++++ DATA PROVIDED

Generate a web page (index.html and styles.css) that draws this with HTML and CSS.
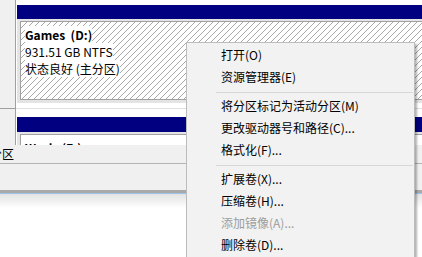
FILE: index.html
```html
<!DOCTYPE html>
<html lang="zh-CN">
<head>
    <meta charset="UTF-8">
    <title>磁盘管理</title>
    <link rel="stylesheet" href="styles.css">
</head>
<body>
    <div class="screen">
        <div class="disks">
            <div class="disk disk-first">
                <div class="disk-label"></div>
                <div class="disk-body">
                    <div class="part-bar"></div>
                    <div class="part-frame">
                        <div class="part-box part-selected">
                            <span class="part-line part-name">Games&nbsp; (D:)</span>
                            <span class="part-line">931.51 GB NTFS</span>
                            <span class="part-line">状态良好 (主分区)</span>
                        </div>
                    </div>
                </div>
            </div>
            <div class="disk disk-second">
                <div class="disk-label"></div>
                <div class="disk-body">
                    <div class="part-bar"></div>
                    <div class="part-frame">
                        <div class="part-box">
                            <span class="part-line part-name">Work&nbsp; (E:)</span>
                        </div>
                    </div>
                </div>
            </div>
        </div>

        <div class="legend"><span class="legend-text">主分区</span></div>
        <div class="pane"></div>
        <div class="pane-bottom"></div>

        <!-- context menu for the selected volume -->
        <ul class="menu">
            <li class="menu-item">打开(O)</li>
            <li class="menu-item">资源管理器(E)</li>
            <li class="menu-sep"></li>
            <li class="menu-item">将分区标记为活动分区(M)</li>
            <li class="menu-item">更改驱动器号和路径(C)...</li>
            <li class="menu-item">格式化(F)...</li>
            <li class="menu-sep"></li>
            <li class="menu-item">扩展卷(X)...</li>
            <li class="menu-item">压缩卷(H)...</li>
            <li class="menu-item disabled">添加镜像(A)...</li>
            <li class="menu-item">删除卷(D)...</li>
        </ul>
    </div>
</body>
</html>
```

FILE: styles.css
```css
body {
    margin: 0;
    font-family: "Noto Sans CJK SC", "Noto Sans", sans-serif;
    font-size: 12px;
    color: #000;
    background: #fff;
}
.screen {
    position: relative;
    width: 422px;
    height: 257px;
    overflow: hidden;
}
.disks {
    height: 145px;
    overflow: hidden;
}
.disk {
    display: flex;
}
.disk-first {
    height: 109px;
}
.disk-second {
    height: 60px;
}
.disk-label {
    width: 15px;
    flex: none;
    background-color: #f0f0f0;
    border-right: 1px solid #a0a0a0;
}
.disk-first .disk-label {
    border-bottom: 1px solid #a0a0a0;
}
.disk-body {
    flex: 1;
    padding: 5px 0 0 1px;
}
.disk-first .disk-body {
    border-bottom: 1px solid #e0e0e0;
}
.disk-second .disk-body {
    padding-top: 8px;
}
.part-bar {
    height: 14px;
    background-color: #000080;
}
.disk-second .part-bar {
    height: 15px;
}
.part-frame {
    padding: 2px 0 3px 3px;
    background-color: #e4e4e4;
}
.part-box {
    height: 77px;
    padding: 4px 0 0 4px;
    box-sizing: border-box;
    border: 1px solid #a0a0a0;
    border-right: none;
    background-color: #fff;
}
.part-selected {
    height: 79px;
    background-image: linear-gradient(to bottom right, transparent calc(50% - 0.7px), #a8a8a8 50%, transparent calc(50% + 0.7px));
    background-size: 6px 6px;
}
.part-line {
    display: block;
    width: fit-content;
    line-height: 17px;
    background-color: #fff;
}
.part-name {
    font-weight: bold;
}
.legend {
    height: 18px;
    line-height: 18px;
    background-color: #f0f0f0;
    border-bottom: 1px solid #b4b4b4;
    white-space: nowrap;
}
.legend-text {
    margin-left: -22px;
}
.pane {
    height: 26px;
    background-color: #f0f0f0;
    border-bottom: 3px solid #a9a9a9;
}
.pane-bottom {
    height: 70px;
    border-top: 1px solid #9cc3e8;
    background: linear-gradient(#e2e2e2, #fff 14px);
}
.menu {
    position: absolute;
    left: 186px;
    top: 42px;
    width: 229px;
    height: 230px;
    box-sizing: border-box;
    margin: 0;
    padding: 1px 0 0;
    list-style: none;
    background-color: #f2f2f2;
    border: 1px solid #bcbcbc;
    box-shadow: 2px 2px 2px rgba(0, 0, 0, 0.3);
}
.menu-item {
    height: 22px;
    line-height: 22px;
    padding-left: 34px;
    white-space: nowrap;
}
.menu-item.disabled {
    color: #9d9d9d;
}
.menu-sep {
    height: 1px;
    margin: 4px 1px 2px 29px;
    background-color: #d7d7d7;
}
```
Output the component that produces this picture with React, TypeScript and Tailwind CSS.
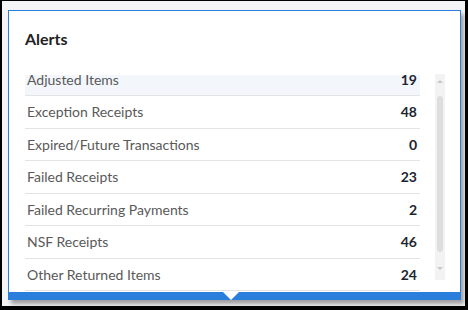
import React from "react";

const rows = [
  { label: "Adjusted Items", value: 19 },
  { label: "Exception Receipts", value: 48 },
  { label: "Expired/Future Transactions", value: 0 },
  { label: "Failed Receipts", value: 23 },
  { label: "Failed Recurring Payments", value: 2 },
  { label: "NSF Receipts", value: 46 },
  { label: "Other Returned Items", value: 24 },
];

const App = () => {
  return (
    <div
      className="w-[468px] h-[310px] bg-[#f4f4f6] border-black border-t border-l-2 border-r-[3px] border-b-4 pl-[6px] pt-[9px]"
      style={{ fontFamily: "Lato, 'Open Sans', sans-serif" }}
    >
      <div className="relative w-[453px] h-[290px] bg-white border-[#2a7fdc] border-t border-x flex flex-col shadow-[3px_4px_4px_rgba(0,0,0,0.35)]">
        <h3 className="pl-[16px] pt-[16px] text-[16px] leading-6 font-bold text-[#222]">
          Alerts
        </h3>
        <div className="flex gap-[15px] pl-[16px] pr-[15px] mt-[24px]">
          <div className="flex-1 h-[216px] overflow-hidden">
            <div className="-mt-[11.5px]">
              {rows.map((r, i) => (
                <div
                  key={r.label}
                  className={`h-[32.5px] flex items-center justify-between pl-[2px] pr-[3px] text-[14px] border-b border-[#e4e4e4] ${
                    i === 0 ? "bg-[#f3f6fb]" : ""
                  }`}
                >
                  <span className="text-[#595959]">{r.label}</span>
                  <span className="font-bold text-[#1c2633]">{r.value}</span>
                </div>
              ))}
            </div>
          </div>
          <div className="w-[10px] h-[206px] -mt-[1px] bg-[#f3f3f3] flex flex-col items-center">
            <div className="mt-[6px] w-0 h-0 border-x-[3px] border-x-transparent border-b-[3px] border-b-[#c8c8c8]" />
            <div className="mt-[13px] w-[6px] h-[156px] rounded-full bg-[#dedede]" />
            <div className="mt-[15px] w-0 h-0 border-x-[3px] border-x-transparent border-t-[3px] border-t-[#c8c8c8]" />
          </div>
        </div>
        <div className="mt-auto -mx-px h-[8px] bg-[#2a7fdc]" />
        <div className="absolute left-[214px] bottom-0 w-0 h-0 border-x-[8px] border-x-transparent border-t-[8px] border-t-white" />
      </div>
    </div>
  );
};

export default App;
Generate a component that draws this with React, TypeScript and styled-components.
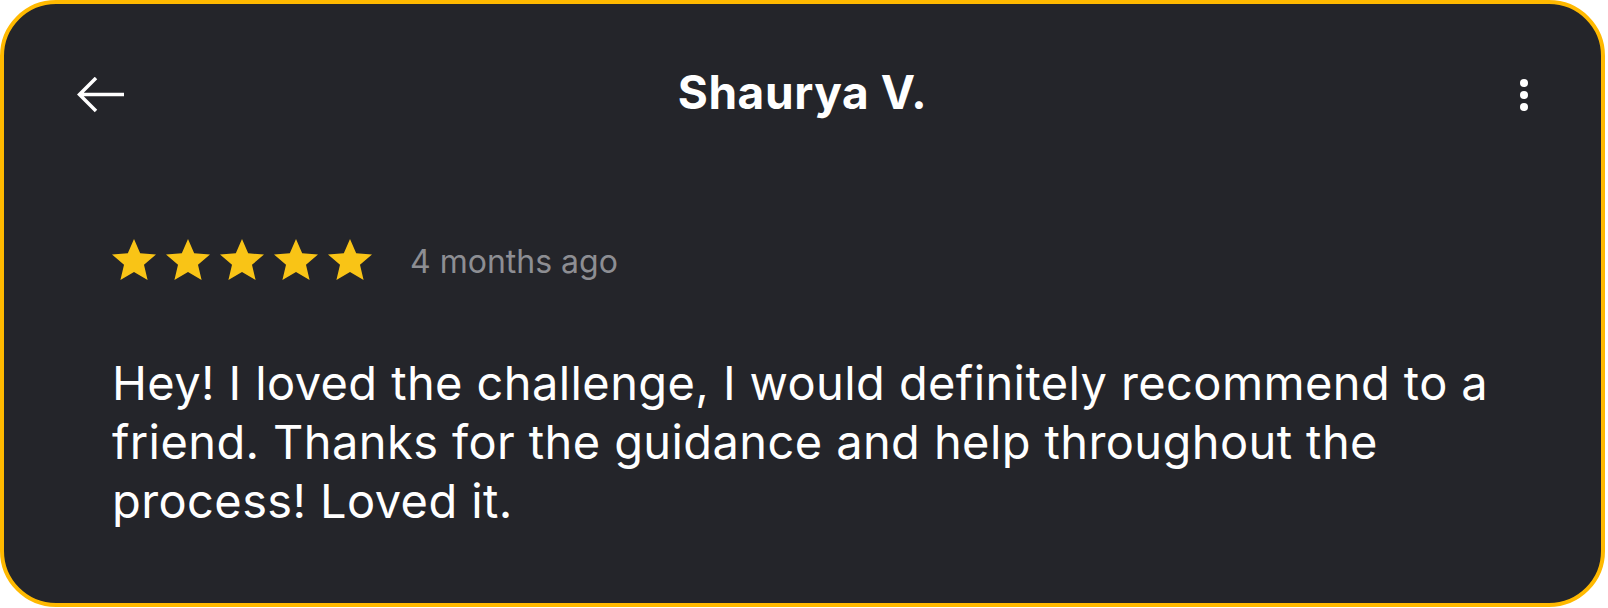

++++++++

▶ WRITTEN EXERCISE
Gather all the lines that include the word "React" and copy them out.

▶ RESPONSE
Output the component that produces this picture with React, TypeScript and Tailwind CSS.
import React from "react";
Generate a component that draws this with React, TypeScript and styled-components.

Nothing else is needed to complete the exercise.